In this way, we’re actually fighting the three characteristics as we try to bring the mind into concentration. We push to see how far we can find a happiness based on conditioned things. One reason for this is that if you don’t push at a truth until it pushes back, you won’t know how strong it is. Another reason is that we’re going to need that conditioned happiness, that sense of relatively solid wellbeing, to put ourselves in a position where we can look at things very carefully as they come to be. That phrase, “as they come to be,” comes into play when we’re no longer pushing. But we’ve got to push first.
So you keep working on your concentration in all your activities, trying to keep the mind as constantly still as possible no matter what the outside conditions may be. You create the conditions for stillness inside, a sense of ease inside, and try to maintain that stillness and ease in the face of all sorts of conditions around you. You learn to gain more skill, more control.
At this stage in the game, the issues of inconstancy, stress, and not-self apply primarily to the things that would distract you from your concentration. You try to see that no matter how attractive or alluring or interesting other topics might be, they don’t measure up to concentration as a source for happiness. They’re less constant, more stressful, less under your control. So you drop them in favor of the bliss of concentration. You keep this up, gaining these insights, until you’ve fully mastered concentration — which, as the Buddha once said, happens well after your first taste of the deathless.
This means that there’s going to be a long period in which you’re essentially working against the three characteristics, at least as far as your concentration is concerned. You’ll use these three perceptions to analyze, say, any object of lust, anger, jealousy, or fear that would pull you out of concentration. These perceptions are relevant because they’re ways of reminding yourself that you can’t find true happiness in those objects. For the meantime, that’s how you use the contemplation of these themes.
And again the focus is not so much on trying to get to the ultimate nature of these outside objects as it is on using the perception as an antidote for a tendency of the mind. After all, these perceptions are not intended to be a statement of the ultimate nature of things out there — for, when you think about it, the ultimate nature of things out there is really not all that relevant an issue. We don’t hang on to things because we think that they have an inherent nature, that they inherently exist or don’t exist. We hang on to them because we think they’re going to provide happiness that’s worth whatever effort they involve. What the Buddha is pointing out is that they really don’t provide that happiness. The happiness they do provide doesn’t really measure up. It’s not worth the cost.
So you apply these three contemplations to things outside of your concentration, and then watch to see where the mind resists. In other words, what does it refuse to see as inconstant, stressful, and not-self?
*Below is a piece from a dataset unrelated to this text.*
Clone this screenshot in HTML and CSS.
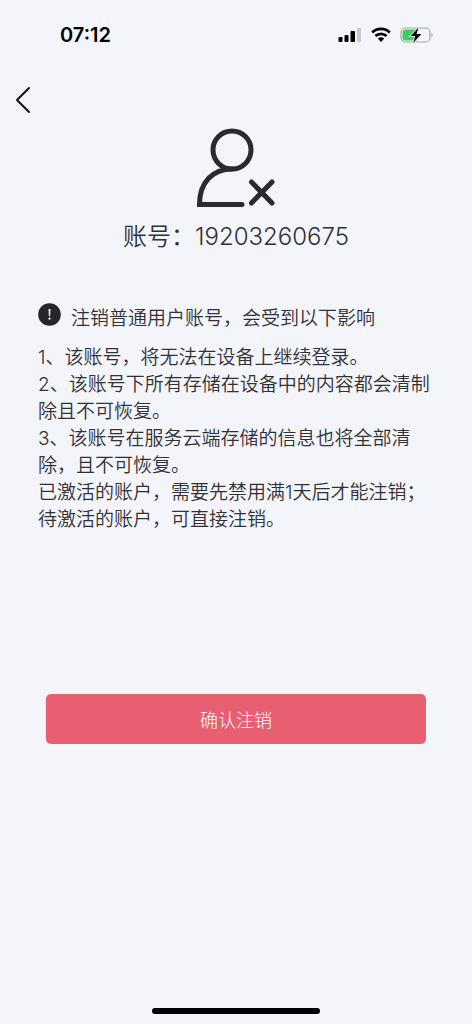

When you can catch the mind resisting in this way, you’ve gained an insight into its attachments. You’ve found a spot where you need to dig down and question its resistance. What deluded fantasy is the mind trying to protect here? What attitude is it trying to hide from your scrutiny? In this way, the three contemplations keep coming back to the mind, as they highlight your attachments and tell you where you still have work to do.
You can also apply these three contemplations to the first stages of concentration when you want to go to deeper stages. When the mind is settled and quiet on a beginning level, is it as quiet as it could be? Or is there still some inconstancy there? If you see that any of the factors of your concentration are stressful or inconstant, you drop them, and that will take you to deeper stages of concentration.
Ultimately, as your attachments to things outside of the concentration drop away, you turn your attention more to applying these three perceptions to contemplating the concentration itself. As this contemplation gets more refined, you see that even the most stable level of concentration you can attain — the one that has formed your highest experience of pleasure and ease — is composed of five aggregates on a very subtle level, and even on this subtle level their behavior displays these three features all the time. You apply the three perceptions to them to pry away even your attachment to concentration. That’s when you incline the mind to the deathless — and, as the texts say, that inclination can take you in either of two directions. One is to non-returning, where you delight in your taste of nibbana as a dhamma, as an object of the mind. The other is full arahantship, when you go beyond even that kind of delight.
It’s precisely at this fork in the road where the analysis of sabbe dhamma anatta — all dhammas are not-self — applies: where you might see nibbana as a dhamma, as an object of the mind. As long as you perceive it in that way, there’s going to be attachment, there’s going to be a dhamma to hold on to. So you have to learn how to overcome that attachment by applying the perception of not-self to the dhamma of the deathless. Then, the texts say, you let go of all dhammas, which allows you to see nibbana in another way — not as a dhamma, but as the abandoning of all dhammas. That’s the ultimate. And at that point, these three perceptions lose their function. They’ve done their work, so you can put them aside. After all, they’re conditioned phenomena. When you’ve put all dhammas aside, you put them aside, too. Arahants can continue using these perceptions as a pleasant abiding for the mind, to remind them of why they’ve got the ultimate happiness, but these perceptions are no longer needed in the task of bringing about release.
So remember: We’re not here to arrive at the true nature of things in and of themselves, aside from seeing how their behavior makes them inadequate as sources for true happiness. The emphasis always points back to using the perceptions to counteract unskillful tendencies in the mind, because the issues of the mind are paramount.
Ajaan Fuang once had a student in Singapore who wrote him a letter describing how his meditation had reached the point where it was concerned solely with seeing the three characteristics in everything he encountered. Ajaan Fuang had me write in reply: “Don’t focus on things outside. Keep looking back at the mind, to see what it is that keeps complaining that they’re stressful, inconstant, and not self — because the fault lies not with the things: The fault lies with the mind that’s looking for happiness in the wrong place.”
So that’s where your attention should always be focused: on the machinations of the mind. Use whatever perceptions and means of contemplation that can cut through the mind’s unskillful habits, and apply them in a way that leads to the goal of the teachings: an unconditioned happiness where you can put all perceptions, skillful and unskillful, aside.